Friday, 30 November 2018

Professor Kirke on John Allen Chau

https://www.challies.com/articles/on-the-death-of-john-allen-chau/

Tim Challies began his article well enough. But when he got to this ...

Fourth, zeal is meant to co-exist with wisdom. Where I think a lot of us are uncertain about Chau is whether or not he exercised wisdom in what he did. That is something that is likely to take a lot more time and a lot more information to discern. ... It will take time for us to learn the facts and then to decide whether he went about his mission in a wise or unwise way.

... I wished he'd instead gone for this piece of advice for us all (us all who are inclined to believe we need to form opinions on far off things we know little about, that is):


"My dear young lady," said the professor..."there is one plan which no one has yet suggested and which is well worth trying."

"What's that?" said Susan.

"We might all try minding our own business..."

- C.S. Lewis, The Lion, the Witch and the Wardrobe


Wednesday, 21 November 2018

The daft things that materialists say

Famous atheist Bertrand Russell wrote - and you'll still here lots of atheists saying the same thing today:
I conclude that, while it is true that science cannot decide questions of value, that is because they cannot be intellectually decided at all, and lie outside the realm of truth and falsehood. Whatever knowledge is attainable, must be attained by scientific methods; and what science cannot discover, mankind cannot know.
There are very many things you could say in response to that.

The first thing to say is probably that, it's not something that ever was, or ever could be, discovered by the scientific method. And therefore, if we take it seriously, it is not itself part of the body of possible knowledge; and Bertrand Russell himself did not know it. Whoops.

Friday, 16 November 2018

Mortality

Michael Johnson: "I used to be fastest man over 200m but after my stroke it took me 15 minutes to walk length of hospital corridor."

That's the headline from an interview on the Telegraph website today.

Is Johnson describing something unusual, something surprising and shocking? Not at all. The only thing surprising or shocking about Michael Johnson is his, former, excellent health. In his prime, he was the fastest man over 200m and 400m that the world had ever seen. His physical ability and speed were exceptional. But the other part of the headline; the part about the decline in his health... that's utterly mundane. That part, in some form or fashion, happens to everybody who doesn't die "too early" because of some other tragedy.

Life is a one-way journey, to the grave. And, in the normal run of things, the most energetic bits, the healthiest bits, the peaks of physical health and achievement - these are mostly in the rear-view mirror, and increasingly far in the rear-view mirror.

And in this race, there is only ever one outcome, as far as this life goes: we lose. Eventually, the body gives out entirely: life ends. The time comes when you won't do 200m even if you're given 15 years, let alone 15 minutes, because your body will be in a box 6 feet under the ground.

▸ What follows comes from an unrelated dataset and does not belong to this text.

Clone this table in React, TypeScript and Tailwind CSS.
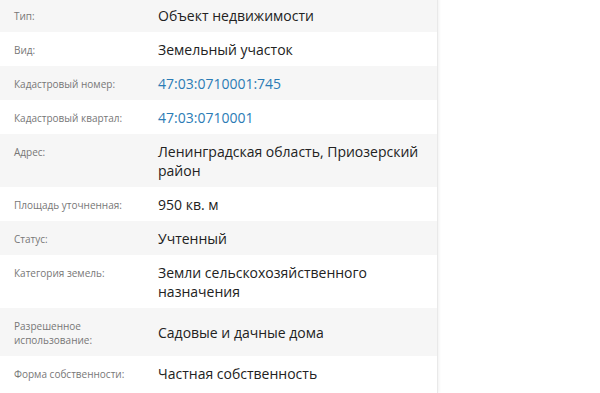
import React from 'react'

type Row = {
  label: string
  value: string
  link?: boolean
}

const rows: Row[] = [
  { label: 'Тип:', value: 'Объект недвижимости' },
  { label: 'Вид:', value: 'Земельный участок' },
  { label: 'Кадастровый номер:', value: '47:03:0710001:745', link: true },
  { label: 'Кадастровый квартал:', value: '47:03:0710001', link: true },
  { label: 'Адрес:', value: 'Ленинградская область, Приозерский район' },
  { label: 'Площадь уточненная:', value: '950 кв. м' },
  { label: 'Статус:', value: 'Учтенный' },
  { label: 'Категория земель:', value: 'Земли сельскохозяйственного назначения' },
  { label: 'Разрешенное использование:', value: 'Садовые и дачные дома' },
  { label: 'Форма собственности:', value: 'Частная собственность' },
]

const App: React.FC = () => {
  return (
    <div className="w-[600px] h-[393px] overflow-hidden bg-white font-['Open_Sans','Liberation_Sans',sans-serif]">
      {/* Панель с характеристиками */}
      <div className="w-[438px] h-[395px] border-r border-[#e9e9e9] shadow-[1px_0_3px_rgba(0,0,0,0.06)] -mt-[2px]">
        {rows.map((row, i) => (
          <div
            key={row.label}
            className={`flex ${i % 2 === 0 ? 'bg-[#f6f6f6]' : 'bg-white'}`}
          >
            <div className="w-[158px] shrink-0 self-start pl-[14px] pr-[28px] pt-[11px] pb-[9px] text-[10px] leading-[14px] text-[#777]">
              {row.label}
            </div>
            <div
              className={`flex-1 self-center pr-[12px] py-[7.5px] text-[14px] leading-[19px] ${
                row.link ? 'text-[#2b7bb5]' : 'text-[#222]'
              }`}
            >
              {row.value}
            </div>
          </div>
        ))}
      </div>
    </div>
  )
}

export default App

But thanks be to God through Jesus Christ: death is not the end. Existence is not a short spurt of youth and activity followed by a long, slow decline and then final defeat and death. This life is just a drop in the ocean of eternity. And all the weakness, sorrow, pain and death itself are enemies that Jesus Christ has defeated, when he defeated the ultimate enemy - sin - through his death on the cross. All the sad and bad things are, as Sam Gamgee put it, going to come untrue. We don't need to rage and fight against the dying of the light - taking inspiration, as Michael Johnson now does (and good for him), in the hope of making the fastest possible recovery (this time). The dying of this temporary light is the setting of the moon and fading of the stars, the darkest part of the night, before the coming, glorious and eternal Son-rise.